[Lines of data]
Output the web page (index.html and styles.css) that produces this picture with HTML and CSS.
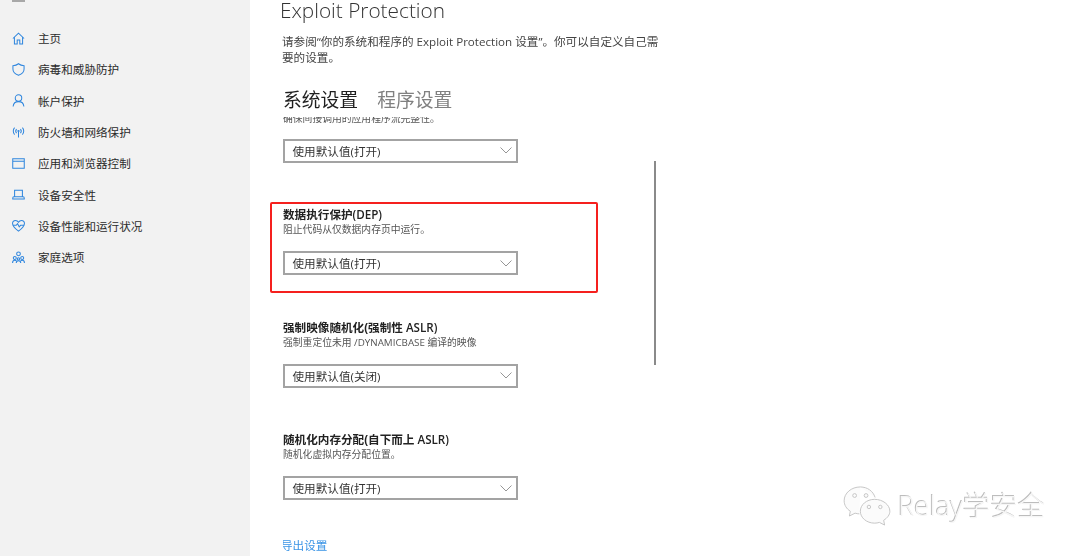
FILE: index.html
```html
<!DOCTYPE html>
<html lang="zh-CN">
<head>
  <meta charset="UTF-8">
  <title>Exploit Protection</title>
  <link rel="stylesheet" href="styles.css">
</head>
<body>
  <aside class="side">
    <div class="burger"></div>
    <ul class="nav">
      <li>
        <svg class="ico" viewBox="0 0 14 14"><path d="M1 7 7 1.200 13 7M2.600 5.600V13H5.600V8.600H8.400V13H11.400V5.600"/></svg>
        主页
      </li>
      <li>
        <svg class="ico" viewBox="0 0 14 14"><path d="M7 .8C5.400 2.200 3.400 2.900 1 2.900V6.500C1 9.800 3.200 12 7 13.300 10.800 12 13 9.800 13 6.500V2.900C10.600 2.900 8.600 2.200 7 .8Z"/></svg>
        病毒和威胁防护
      </li>
      <li>
        <svg class="ico" viewBox="0 0 14 14"><circle cx="7" cy="4.400" r="3.500"/><path d="M1.200 13.500C1.500 10.300 3.800 8.200 7 8.200S12.500 10.300 12.800 13.500"/></svg>
        帐户保护
      </li>
      <li>
        <svg class="ico" viewBox="0 0 14 14"><circle cx="7" cy="5.500" r=".7"/><path d="M7 6.500V12.500M4.900 3.300C3.900 4.500 3.900 6.500 4.900 7.700M9.100 3.300C10.100 4.500 10.100 6.500 9.100 7.700M2.800 1.800C.9 3.800.9 7.200 2.800 9.200M11.200 1.800C13.100 3.800 13.100 7.200 11.200 9.200"/></svg>
        防火墙和网络保护
      </li>
      <li>
        <svg class="ico" viewBox="0 0 14 14"><path d="M.8 1.800H13.200V12.200H.8ZM.8 4.500H13.200"/></svg>
        应用和浏览器控制
      </li>
      <li>
        <svg class="ico" viewBox="0 0 14 14"><path d="M2.800 2.500H11.200V9.500H2.800ZM.8 11.800H13.200V11C13.200 10.500 13 9.500 12 9.500H2C1 9.500.8 10.500.8 11Z"/></svg>
        设备安全性
      </li>
      <li>
        <svg class="ico" viewBox="0 0 14 14"><path d="M7 13C4 10.800.6 8 .6 4.800.6 2.800 2.100 1.500 3.800 1.500 5.200 1.500 6.300 2.200 7 3.400 7.700 2.200 8.800 1.500 10.200 1.500 11.900 1.500 13.400 2.800 13.400 4.800 13.400 8 10 10.800 7 13Z"/><path d="M1 6.800H4.500L6 5 7.800 8.500 9.200 6.800H13"/></svg>
        设备性能和运行状况
      </li>
      <li>
        <svg class="ico" viewBox="0 0 14 14"><circle cx="7" cy="3" r="2"/><circle cx="3" cy="7.500" r="1.600"/><circle cx="11" cy="7.500" r="1.600"/><circle cx="7" cy="8.500" r="1.300"/><path d="M.6 13C.6 11 1.500 10 3 10 3.800 10 4.300 10.200 4.800 10.700M13.400 13C13.400 11 12.500 10 11 10 10.200 10 9.700 10.200 9.200 10.700M4.600 13C4.600 11.300 5.500 10.500 7 10.500S9.400 11.300 9.400 13"/></svg>
        家庭选项
      </li>
    </ul>
  </aside>

  <main class="main">
    <h1 class="title">Exploit Protection</h1>
    <p class="intro">请参阅“你的系统和程序的 Exploit Protection 设置”。你可以自定义自己需要的设置。</p>
    <div class="tabs">
      <span class="tab active">系统设置</span>
      <span class="tab">程序设置</span>
    </div>

    <div class="scroller">
      <div class="list">
        <section class="item cut">
          <p>确保间接调用的应用程序流完整性。</p>
          <div class="drop">使用默认值(打开)<svg viewBox="0 0 12 7"><path d="M.5.5 6 6 11.500.5"/></svg></div>
        </section>
        <section class="item">
          <h2>数据执行保护<span>(DEP)</span></h2>
          <p>阻止代码从仅数据内存页中运行。</p>
          <div class="drop">使用默认值(打开)<svg viewBox="0 0 12 7"><path d="M.5.5 6 6 11.500.5"/></svg></div>
        </section>
        <section class="item">
          <h2>强制映像随机化(强制性<span> ASLR)</span></h2>
          <p>强制重定位未用 /DYNAMICBASE 编译的映像</p>
          <div class="drop">使用默认值(关闭)<svg viewBox="0 0 12 7"><path d="M.5.5 6 6 11.500.5"/></svg></div>
        </section>
        <section class="item last">
          <h2>随机化内存分配(自下而上<span> ASLR)</span></h2>
          <p>随机化虚拟内存分配位置。</p>
          <div class="drop">使用默认值(打开)<svg viewBox="0 0 12 7"><path d="M.5.5 6 6 11.500.5"/></svg></div>
        </section>
        <a class="export" href="#">导出设置</a>
      </div>
    </div>
    <div class="scrollbar"></div>
  </main>

  <div class="redbox"></div>

  <div class="mark">
    <svg class="mark-ico" viewBox="0 0 50 42">
      <path d="M18 1C8.500 1 1 7.500 1 15.500 1 20 3.500 24 7.500 26.500L6.500 31.500 12.500 28.500C14 29 15.500 29.200 17 29.300"/>
      <path d="M33.500 12C31.500 5.500 25.500 1 18 1"/>
      <path d="M33 14C24.500 14 18 19.700 18 26.500S24.500 39 33 39C34.800 39 36.500 38.700 38 38.200L43.500 41 42.500 36C46.500 33.500 49 30.200 49 26.500 49 19.700 41.500 14 33 14Z"/>
      <circle cx="12" cy="10" r="2"/><circle cx="24" cy="10" r="2"/>
      <circle cx="27" cy="22" r="1.800"/><circle cx="39" cy="22" r="1.800"/>
    </svg>
    <span>Relay学安全</span>
  </div>
</body>
</html>
```

FILE: styles.css
```css
* {
  padding: 0;
  margin: 0;
  box-sizing: border-box;
}
ul {
  list-style: none;
}
html, body {
  height: 100%;
  overflow: hidden;
}
body {
  display: flex;
  font-family: "Open Sans", "Noto Sans CJK SC", sans-serif;
  font-size: 11.6px;
  color: #2b2b2b;
  background: #fff;
  filter: blur(.35px);
}
.side {
  width: 250px;
  flex: none;
  background: #f2f2f2;
}
.burger {
  width: 13px;
  height: 2px;
  margin: 0 0 20.5px 12px;
  background: #a8a8a8;
}
.nav li {
  display: flex;
  align-items: center;
  gap: 13px;
  height: 31.3px;
  padding-left: 12px;
}
.ico {
  width: 13px;
  height: 13px;
  flex: none;
  fill: none;
  stroke: #2f86de;
  stroke-width: 1.1;
}
.main {
  position: relative;
  flex: 1;
  min-width: 0;
  display: flex;
  flex-direction: column;
  padding-left: 33px;
}
.title {
  font-size: 20.8px;
  font-weight: 300;
  line-height: 21px;
  margin-left: -3px;
  margin-bottom: 13px;
  color: #333;
}
.intro {
  width: 380px;
  line-height: 15.5px;
  margin-left: -1px;
  color: #444;
}
.tabs {
  display: flex;
  gap: 19px;
  margin-top: 23px;
  font-size: 18.8px;
  line-height: 24px;
  height: 29px;
  color: #808080;
}
.tab.active {
  color: #1f1f1f;
}
.scroller {
  flex: 1;
  min-height: 0;
  overflow: hidden;
}
.list {
  margin-top: -6.5px;
}
.item {
  height: 112.5px;
}
.item.cut {
  height: 96.5px;
}
.item.cut .drop {
  margin-top: 13px;
}
.item.last {
  height: 106px;
}
.item h2 {
  font-size: 11.6px;
  font-weight: 700;
  line-height: 15px;
  color: #222;
}
.item h2 span {
  font-weight: 600;
}
.item p {
  font-size: 9.8px;
  line-height: 15px;
  color: #555;
}
.drop {
  display: flex;
  align-items: center;
  justify-content: space-between;
  width: 235px;
  height: 24.4px;
  margin-top: 14px;
  padding: 0 4px 0 7.5px;
  border: 2px solid #a3a3a3;
  background: #fff;
  color: #333;
}
.drop svg {
  width: 12px;
  height: 7px;
  fill: none;
  stroke: #8a8a8a;
  stroke-width: .9;
}
.export {
  display: block;
  margin-left: -2px;
  color: #3a94e6;
  text-decoration: none;
  line-height: 15px;
}
.scrollbar {
  position: absolute;
  left: 404px;
  top: 161px;
  width: 2px;
  height: 204px;
  background: #8a8a8a;
}
.redbox {
  position: absolute;
  left: 270px;
  top: 202px;
  width: 328px;
  height: 91px;
  border: 2.5px solid #f5201e;
  border-radius: 2px;
}
.mark {
  position: absolute;
  left: 842px;
  top: 486px;
  display: flex;
  align-items: center;
  gap: 6px;
  font-size: 27.5px;
  font-weight: 300;
  line-height: 40px;
  color: #f6f6f6;
  text-shadow: -1px -1px 0 #bdbdbd, 1px 1px 0 #fff;
}
.mark-ico {
  width: 50px;
  height: 40px;
  fill: #fbfbfb;
  stroke: #c4c4c4;
  stroke-width: 1;
}
```
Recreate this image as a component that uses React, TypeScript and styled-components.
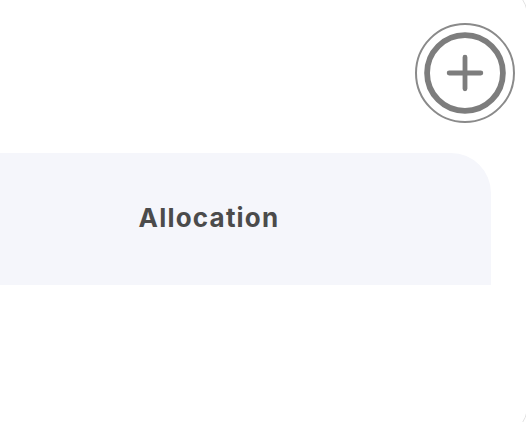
import styled, { createGlobalStyle } from 'styled-components'

const GlobalStyle = createGlobalStyle`
  html, body {
    margin: 0;
    padding: 0;
    background: #ffffff;
    overflow: hidden;
  }
  body {
    width: 526px;
    height: 422px;
    font-family: Inter, 'Open Sans', sans-serif;
  }
`

const Card = styled.div`
  box-sizing: border-box;
  width: 728px;
  height: 450px;
  margin: -14px 0 0 -200px;
  padding: 36px 12px 0 126px;
  background: #ffffff;
  border: 1px solid #e2e2e2;
  border-radius: 30px;
  display: flex;
  flex-direction: column;
`

const Toolbar = styled.div`
  display: flex;
  justify-content: flex-end;
`

const AddButton = styled.button`
  box-sizing: border-box;
  width: 100px;
  height: 100px;
  padding: 0;
  border: 2px solid #8a8a8a;
  border-radius: 50%;
  background: transparent;
  display: flex;
  align-items: center;
  justify-content: center;
  cursor: pointer;
`

const Panel = styled.div`
  margin: 30px 24px 0 0;
  height: 132px;
  background: #f5f6fb;
  border-top-right-radius: 40px;
  display: flex;
  align-items: center;
  justify-content: center;
`

const Title = styled.h2`
  margin: 0 0 4px;
  font-family: Inter, 'Open Sans', sans-serif;
  font-size: 26px;
  font-weight: 700;
  color: #4b4b4b;
  letter-spacing: 1.2px;
`

function PlusCircle() {
  return (
    <svg width="96" height="96" viewBox="0 0 100 100" fill="none">
      <circle cx="50" cy="50" r="39.5" stroke="#7d7d7d" strokeWidth="6" />
      <path
        d="M33.5 50h33M50 33.5v33"
        stroke="#7d7d7d"
        strokeWidth="5"
        strokeLinecap="round"
      />
    </svg>
  )
}

export default function App() {
  return (
    <>
      <GlobalStyle />
      <Card>
        <Toolbar>
          <AddButton aria-label="Add">
            <PlusCircle />
          </AddButton>
        </Toolbar>
        <Panel>
          <Title>Allocation</Title>
        </Panel>
      </Card>
    </>
  )
}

§ **Required work**
Count the lines of these entries that hold the string "styles", and give only that number.

§ **Output below**
3